**Record extracts**
"""

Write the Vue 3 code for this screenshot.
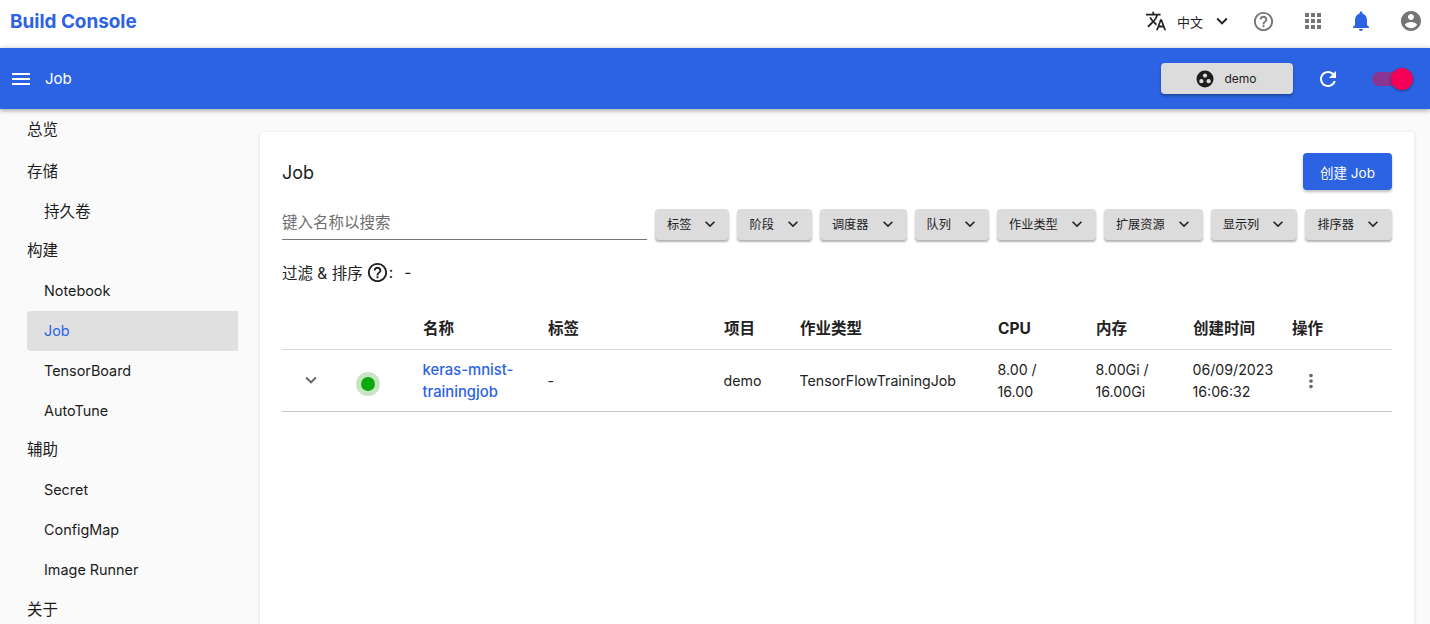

"""
"""

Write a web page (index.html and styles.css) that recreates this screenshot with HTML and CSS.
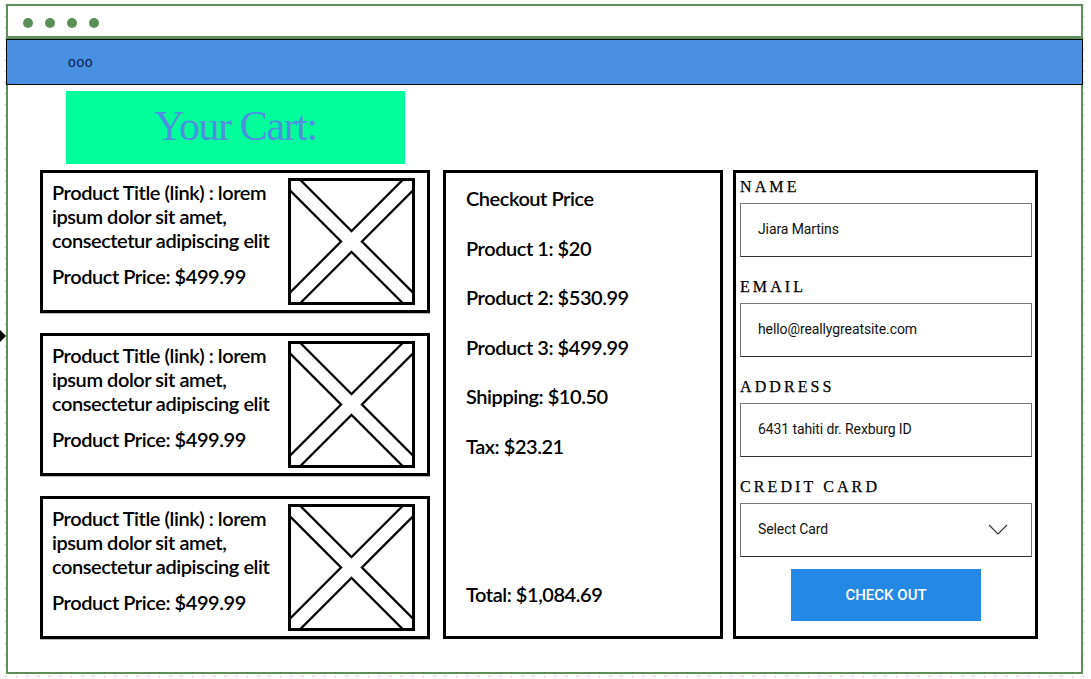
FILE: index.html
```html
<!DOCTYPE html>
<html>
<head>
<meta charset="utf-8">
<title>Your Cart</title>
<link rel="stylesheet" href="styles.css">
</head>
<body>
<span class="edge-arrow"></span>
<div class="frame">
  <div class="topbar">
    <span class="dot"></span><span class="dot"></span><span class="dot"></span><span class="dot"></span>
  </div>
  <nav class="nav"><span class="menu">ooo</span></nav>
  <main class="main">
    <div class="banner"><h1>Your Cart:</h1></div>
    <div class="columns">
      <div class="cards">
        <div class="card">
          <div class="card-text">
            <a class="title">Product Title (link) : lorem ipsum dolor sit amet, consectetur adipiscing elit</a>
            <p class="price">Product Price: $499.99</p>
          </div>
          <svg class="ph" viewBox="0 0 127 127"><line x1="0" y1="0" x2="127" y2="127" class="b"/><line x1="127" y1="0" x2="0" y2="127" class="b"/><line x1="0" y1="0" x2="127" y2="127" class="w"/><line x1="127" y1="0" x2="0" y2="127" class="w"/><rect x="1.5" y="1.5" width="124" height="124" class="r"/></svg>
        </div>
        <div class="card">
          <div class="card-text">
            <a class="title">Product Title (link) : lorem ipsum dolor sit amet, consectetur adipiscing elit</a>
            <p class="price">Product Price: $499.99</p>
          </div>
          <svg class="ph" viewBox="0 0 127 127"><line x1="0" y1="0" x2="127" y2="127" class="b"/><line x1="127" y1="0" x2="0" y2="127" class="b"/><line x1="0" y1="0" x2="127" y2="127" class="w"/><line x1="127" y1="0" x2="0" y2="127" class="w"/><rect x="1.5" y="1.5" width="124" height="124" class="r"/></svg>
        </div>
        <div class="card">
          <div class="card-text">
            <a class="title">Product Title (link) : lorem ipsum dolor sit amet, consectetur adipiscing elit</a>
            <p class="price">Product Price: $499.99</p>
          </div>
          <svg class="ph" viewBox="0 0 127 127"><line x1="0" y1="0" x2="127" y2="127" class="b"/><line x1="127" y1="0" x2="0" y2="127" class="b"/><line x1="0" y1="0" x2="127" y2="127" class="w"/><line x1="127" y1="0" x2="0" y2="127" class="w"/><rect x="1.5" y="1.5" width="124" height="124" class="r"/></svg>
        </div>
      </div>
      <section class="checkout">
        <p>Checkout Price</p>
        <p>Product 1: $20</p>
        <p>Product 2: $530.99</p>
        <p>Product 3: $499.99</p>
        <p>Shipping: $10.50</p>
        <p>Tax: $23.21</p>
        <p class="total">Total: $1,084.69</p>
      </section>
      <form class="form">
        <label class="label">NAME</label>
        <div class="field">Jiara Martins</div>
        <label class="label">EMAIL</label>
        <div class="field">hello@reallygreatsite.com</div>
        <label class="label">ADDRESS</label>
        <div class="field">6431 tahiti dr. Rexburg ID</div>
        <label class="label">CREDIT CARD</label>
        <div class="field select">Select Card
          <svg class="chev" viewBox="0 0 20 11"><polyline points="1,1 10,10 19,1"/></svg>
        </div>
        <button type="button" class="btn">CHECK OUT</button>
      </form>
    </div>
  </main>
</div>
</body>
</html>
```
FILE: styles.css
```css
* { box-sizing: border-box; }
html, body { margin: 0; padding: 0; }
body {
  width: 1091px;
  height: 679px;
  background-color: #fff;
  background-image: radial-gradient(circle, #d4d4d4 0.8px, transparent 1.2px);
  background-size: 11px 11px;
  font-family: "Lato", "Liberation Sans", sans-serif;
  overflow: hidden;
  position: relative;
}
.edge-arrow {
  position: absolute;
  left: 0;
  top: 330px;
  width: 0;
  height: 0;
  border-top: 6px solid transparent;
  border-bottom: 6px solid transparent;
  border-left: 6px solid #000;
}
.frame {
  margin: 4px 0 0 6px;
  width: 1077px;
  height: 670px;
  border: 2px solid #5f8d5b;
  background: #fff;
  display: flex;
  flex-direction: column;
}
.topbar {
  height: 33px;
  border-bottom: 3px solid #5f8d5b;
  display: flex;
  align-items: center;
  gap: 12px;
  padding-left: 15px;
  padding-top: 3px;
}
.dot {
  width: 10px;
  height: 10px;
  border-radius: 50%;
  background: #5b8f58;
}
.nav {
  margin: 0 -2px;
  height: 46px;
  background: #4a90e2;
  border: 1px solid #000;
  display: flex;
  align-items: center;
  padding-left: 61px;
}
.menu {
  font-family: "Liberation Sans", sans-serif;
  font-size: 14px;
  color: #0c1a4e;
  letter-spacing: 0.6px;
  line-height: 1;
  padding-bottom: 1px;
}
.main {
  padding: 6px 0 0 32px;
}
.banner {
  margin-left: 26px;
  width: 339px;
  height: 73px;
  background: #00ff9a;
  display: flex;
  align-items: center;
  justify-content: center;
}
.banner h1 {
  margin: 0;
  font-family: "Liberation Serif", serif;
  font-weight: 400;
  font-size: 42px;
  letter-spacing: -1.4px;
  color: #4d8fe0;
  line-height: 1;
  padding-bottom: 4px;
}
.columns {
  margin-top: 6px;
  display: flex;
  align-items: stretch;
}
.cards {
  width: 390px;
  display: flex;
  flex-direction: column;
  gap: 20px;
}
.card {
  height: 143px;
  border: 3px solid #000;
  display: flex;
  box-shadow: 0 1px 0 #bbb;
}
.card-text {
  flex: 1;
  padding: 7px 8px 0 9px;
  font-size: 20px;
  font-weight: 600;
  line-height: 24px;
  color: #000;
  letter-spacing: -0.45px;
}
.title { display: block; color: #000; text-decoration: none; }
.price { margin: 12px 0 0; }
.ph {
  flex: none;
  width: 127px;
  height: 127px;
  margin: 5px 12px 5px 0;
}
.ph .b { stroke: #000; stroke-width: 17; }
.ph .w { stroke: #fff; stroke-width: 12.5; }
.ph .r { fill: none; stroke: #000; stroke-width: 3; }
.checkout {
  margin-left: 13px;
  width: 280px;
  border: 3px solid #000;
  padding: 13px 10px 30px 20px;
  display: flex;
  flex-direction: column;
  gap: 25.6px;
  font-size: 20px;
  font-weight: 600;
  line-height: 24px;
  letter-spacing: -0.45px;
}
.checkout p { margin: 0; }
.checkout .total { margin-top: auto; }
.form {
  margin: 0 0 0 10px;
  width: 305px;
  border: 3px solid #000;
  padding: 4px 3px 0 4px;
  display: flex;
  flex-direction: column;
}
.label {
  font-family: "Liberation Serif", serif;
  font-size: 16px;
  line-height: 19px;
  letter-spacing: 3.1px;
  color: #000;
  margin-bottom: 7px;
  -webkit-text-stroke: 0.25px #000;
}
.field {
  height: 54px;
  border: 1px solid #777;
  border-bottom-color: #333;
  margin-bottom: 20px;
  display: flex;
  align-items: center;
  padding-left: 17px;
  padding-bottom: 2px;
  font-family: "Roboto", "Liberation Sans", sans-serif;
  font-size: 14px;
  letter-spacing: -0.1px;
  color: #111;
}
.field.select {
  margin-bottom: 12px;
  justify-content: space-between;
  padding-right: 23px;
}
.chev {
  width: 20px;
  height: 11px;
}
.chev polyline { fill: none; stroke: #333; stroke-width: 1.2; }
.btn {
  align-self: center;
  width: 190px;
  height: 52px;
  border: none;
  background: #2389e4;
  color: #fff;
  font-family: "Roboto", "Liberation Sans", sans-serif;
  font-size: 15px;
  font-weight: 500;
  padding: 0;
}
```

"""

**Work instructions**
Write out every line of the preceding listing that contains "styles".

**Response to the task**
Write a web page (index.html and styles.css) that recreates this screenshot with HTML and CSS.
<link rel="stylesheet" href="styles.css">
FILE: styles.css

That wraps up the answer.